July 5, 2023 at 6:25 pm #687681The first half of what you have typed is correct in that the net benefit is 0.15% to each party.
However the end result must therefore be what they would have paid without the swap less the 0.15% saving.
So L must end up paying 5.60% – 0.15% = 5.45%, and C must end up paying LIBOR + 1.5% – 0.15% = LIBOR + 1.35%.
There are several ways they could achieve this end result, but the standard way is as in the examiners answer in that C pays LIBOR to L, and L pays the balancing figure to C (which in this case is 4.85%).
July 6, 2023 at 12:57 pm #687707I confuse with this question.

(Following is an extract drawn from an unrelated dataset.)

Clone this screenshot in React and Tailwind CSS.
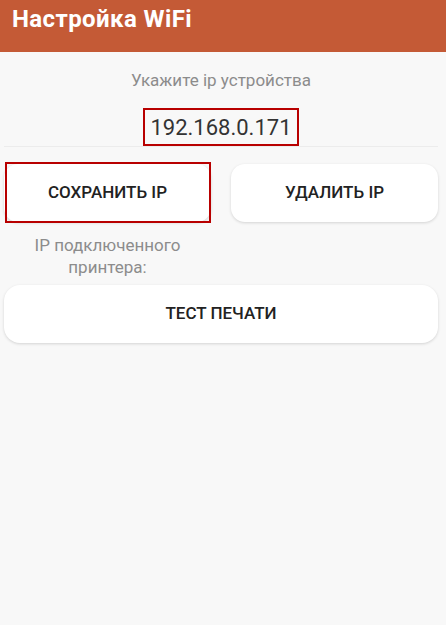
export default function App() {
    return (
        <div className="min-h-[625px] bg-[#f8f8f8] font-['Roboto',sans-serif]">
            <div className="h-[52px] bg-[#c45a36] px-3 pt-[4px]">
                <h1 className="text-[24px] font-bold leading-[30px] tracking-[0.4px] text-white">Настройка WiFi</h1>
            </div>

            <div className="pl-1 pr-2">
                <p className="mt-[18px] text-center text-[17px] leading-[20px] text-[#8c8c8c]">
                    Укажите ip устройства
                </p>

                {/* IP field */}
                <div className="mt-[18px] flex justify-center border-b border-[#ececec]">
                    <div className="flex h-[38px] items-center border-2 border-[#b80000] px-[5px] text-[22px] text-[#333]">
                        192.168.0.171
                    </div>
                </div>

                <div className="mt-[17px] grid grid-cols-2 gap-5">
                    <div>
                        <div className="relative">
                            <button className="flex h-[58px] w-full items-center justify-center rounded-[14px] bg-white text-[17px] font-medium text-[#222] shadow-[0_1px_3px_rgba(0,0,0,0.15)]">
                                СОХРАНИТЬ IP
                            </button>
                            <div className="absolute -top-[2px] -bottom-[1px] left-[1px] right-0 border-2 border-[#b80000]"></div>
                        </div>
                        <p className="mt-[12px] text-center text-[17px] leading-[22px] text-[#8c8c8c]">
                            IP подключенного принтера:
                        </p>
                    </div>
                    <div>
                        <button className="flex h-[58px] w-full items-center justify-center rounded-[14px] bg-white text-[17px] font-medium text-[#222] shadow-[0_1px_3px_rgba(0,0,0,0.15)]">
                            УДАЛИТЬ IP
                        </button>
                    </div>
                </div>

                <button className="mt-[7px] flex h-[58px] w-full items-center justify-center rounded-[16px] bg-white text-[17px] font-medium text-[#222] shadow-[0_1px_3px_rgba(0,0,0,0.15)]">
                    ТЕСТ ПЕЧАТИ
                </button>
            </div>
        </div>
    );
}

So far I apply your method in the lecture to deal with all question on swap and it has the result the same with examiner.
But in this question, it did not the same.
You said that a half of my answer is correct.
Could you please show me how to solve the remaining part of the answer using the method as your lecture ?
Why in your lecture and other question, the calculation of end result does not take into account of bank charge but in this question, it must to take into account of bank charge?
July 6, 2023 at 5:30 pm #687717We always take account of bank charges!! The reason I don’t in my lecture example is because there is no mention of any bank charges.
The answer to this question is exactly the same in principle as my lecture example.
L wants to borrow fixed. If they didn’t swap then borrowing fixed would mean that they would pay 5.6%.
Instead they will borrow floating (and then swap with C), and because there is the saving to be made of 0.15% then the end result must be that they end up paying 5.6% – 0.15% = 5.45%.
Swapping means that they will borrow floating and be paying BR + 0.5%. They will receive BR from C, so now they are paying 0.5% plus bank charges of 0.1% so a total of 0.6%.
They must end up paying 5.45% as explained above, and so to make this happen they will have to pay the difference of 4.85% to C.November 26, 2023 at 9:05 am #695519Hello Mr. John,
I want to ask you that…How come we got to know that Lurgshall co. Wants to borrow at fixed rate and swap with variable rate?
November 26, 2023 at 9:49 am #695522At the moment the treasurer is planning to borrow at a variable rate. This will incur risk (because LIBOR is expected to rise) and so they are considering hedging this risk and considering using a forward rate, using options (both of which would remove or limit the risk) or by using a swap. They way that a swap would remove the risk is by replacing paying a floating rate with paying a fixed rate instead.